Crammed Discs
Imagine sitting in a bar and engaging with a tan, weathered stranger who starts showing you photographs of places you are never likely to visit; some vibrant, some serene, a group of faces here, a glorious sunset, buildings, oceans. Well, this ambitious project is the aural equivalent, covering fifty tracks in sixty-seven minutes and the improbably names McCloud Zicmuse is our guide.

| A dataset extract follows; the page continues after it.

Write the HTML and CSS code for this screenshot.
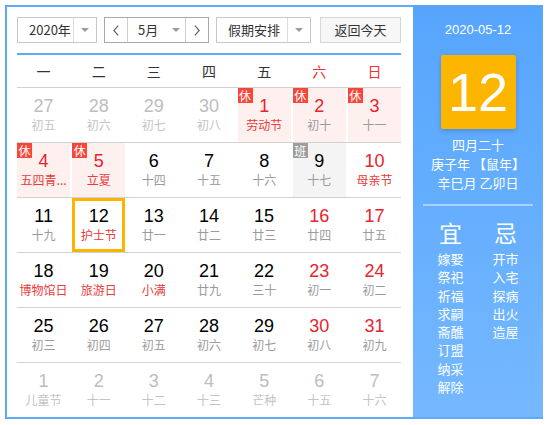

Spending much time in Europe, itinerant and travelling, has enabled Zicmuse to return to his home country and see it with a fresh perspective. The songs are an extraordinary smorgasbord of styles and textures, a pan-European melting pot of languages and experience. It sounds overwhelming, but due to the charm and in some cases the brevity of the tracks, nothing is allowed to outstay its welcome. There is no particular style to the album, everything in the western tradition and a few things in the eastern are open to McCloud’s wide-eyed scrutiny and magpie-like enthusiasm. Those songs that have words are sung in English or French and even a smattering of Spanish, but over half are instrumental and can range from three or four minutes to twenty seconds and make wonderful segues and amusing diversions.
The transitions in styles are perfectly judged from the pastoral psychedelia of “Holy Dirt” through the marching drum, French-influenced garage pop of “Space Needle” to a brief harpsichord interlude in a matter of minutes, making it a whirling joy. Elsewhere, the overdriven guitar drama of “Mexican Cantina” breezes into a pastoral horn-driven instrumental which in turn effortlessly opens into the organ-based soul jazz of ‘Class War”. This latter song showcases McCloud’s sweetly soulful voice, light yet resonant with enough of an air of playfulness. The prevalence of bassoon and saxophones lends a mystical melancholy air to some of the proceedings and the use of the harpsichord is a delightfully recherché touch. It is almost natural for twenty seconds of post-rock to meet an experimental soundscape followed by jerky bassoon wigout.
McCloud has drawn from years of travel and the love and experience of friends to produce this dizzying, eclectic miasma of sound. It threatens to overwhelm, but another gentle thirty-second baroque snapshot takes you off guard and a burst of jazz settles you back down again. Passé Composé Futur Conditionnel is well worth investigation if you have that thirst for musical boundary-pushing.